In fact, Brickman said Bondex’s appeal would have stood “little chance of succeeding” if not for the Garlock case. He opined that it’s possible that the counsel for the Bondex ACC were concerned about the potential effects the Garlock bankruptcy decision could have on the Bondex appeal.
“Indeed, had it not been for Judge Hodges’ decision in the Garlock bankruptcy, it is my view that the Bondex (Asbestos Claimants Committee) counsel would have offered little or nothing to avert the appeal,” he said.
Bankruptcy attorney David Christian, founder of the David Christian Attorneys firm, agreed, saying the Garlock ruling could have provided Bondex with an opportunity for settlement.
“It may be the fact that Bondex gained an arrow in its quiver,” he said.
However, Christian said there was still a risk that RPM could have lost on appeal and could have been ordered to pay what Fitzgerald estimated its liability at.
He added that Bondex had to consider whether the appeal was worth threatening the “livelihood of the parent.”
Christian said that while the agreement may seem unfair to the debtors, Bondex had its own agenda to carry out.
“The public wants to see justice done,” he said. “We want to see the right result. But that’s not necessarily the goal of the litigants.”
He explained that the debtors’ primary concern was to protect the parent company, RPM, so the settlement agreement was more of a business agreement.
“Bondex has accomplished what it set out to do,” Christian said. “So, that’s a win. They accomplished their objective.”
The Official Committee of Asbestos Claimants also supports the agreement. Attorney Natalie D. Ramsey of the Montgomery, McCracken, Walker & Rhoads law firm is part of the committee’s counsel and said she is satisfied by the positive step towards compensation.
“The committee is pleased with the settlement, which creates a substantial fund for the asbestos victims,” Ramsey stated.
“Nothing can adequately compensate those who have developed a fatal or debilitating injury as a result of exposure to asbestos; however, the settlement will enable those individuals or their families who were exposed to the debtors’ asbestos products to receive remuneration without additional delay.”
Fitzgerald was unconvinced by Bondex’s arguments during the estimation trial.
In her opinion, she explained that the debtors would settle claims even when a plaintiff’s argument was weak, the risk of trial was too high or if the plaintiff’s product identification was sufficient enough to survive summary judgment.

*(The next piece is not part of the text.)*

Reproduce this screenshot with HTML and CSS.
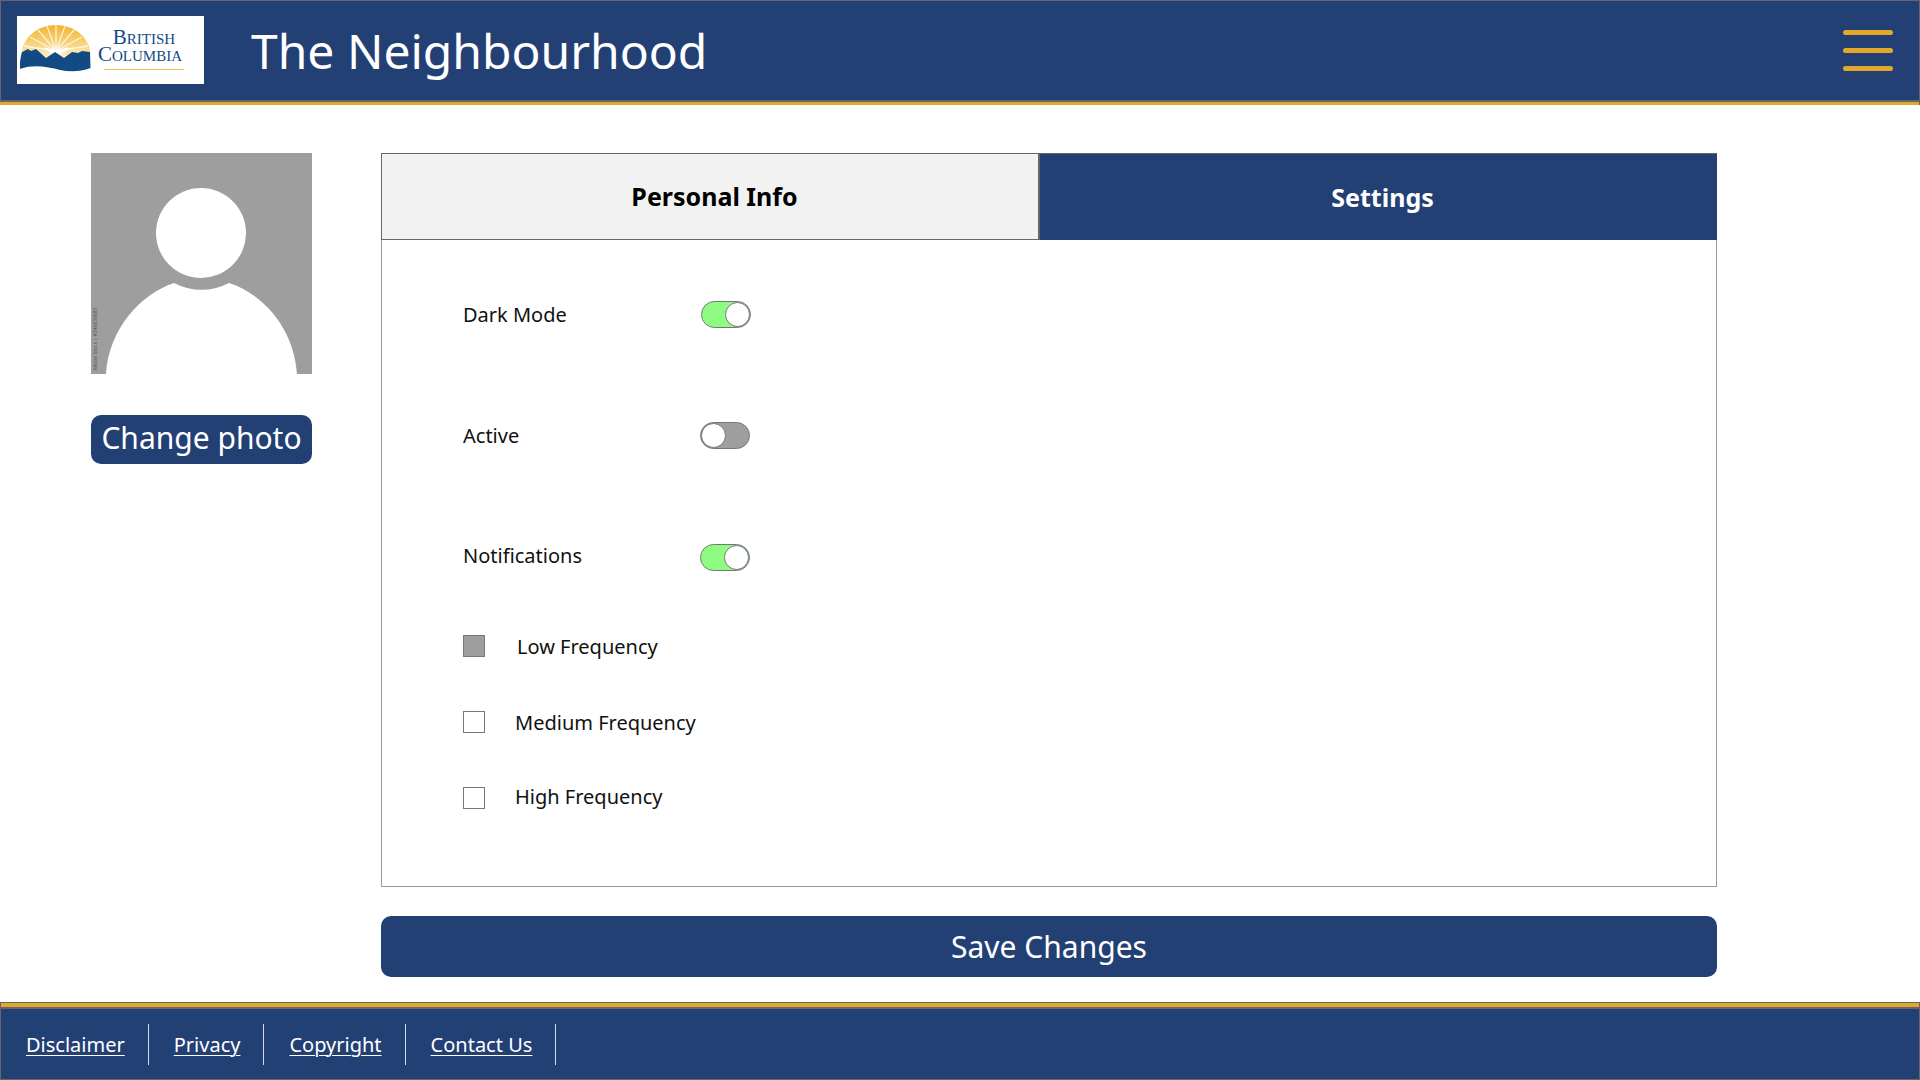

Therefore, she held that the debtors’ market share was not accurate enough to govern liability.
“[I]f a mesothelioma claim was settled by debtors for a nominal amount, there must have been some evidence of exposure against other defendants in the tort system but, because debtors made a payment nonetheless, debtors must have determined that the claimant either was exposed to a Bondex product or that Bondex was not going to contest exposure,” Fitzgerald wrote.
“That is, the settlement indicates that Bondex was either agreeing that there was some liability, which would be its defense in the tort system. Therefore, the settlements are relevant to estimation because they place a value on the claims.”
Prior to the RPM/Bondex estimation proceeding, the debtors filed discovery requests for access to information from the plaintiffs’ firms that had filed asbestos claims against them.
The debtors wanted the information so its expert, the Bates White economic consulting firm, could determine their appropriate liability. The information would help the debtors “compare the magnitude of recovery from asbestos trusts with the claimants’ ‘expected aggregate tort system recoveries.’”
The debtors alleged that the information would show they settled pre-petition claims on an inflated basis, even though they conceded they investigated the claims before they settled.
The plaintiffs objected, claiming discovery would be burdensome and beyond what the debtors needed in order to establish a trust.
They also argued that the information was confidential and had no relevance to the debtors’ liability.
Fitzgerald agreed and denied the debtors request for discovery.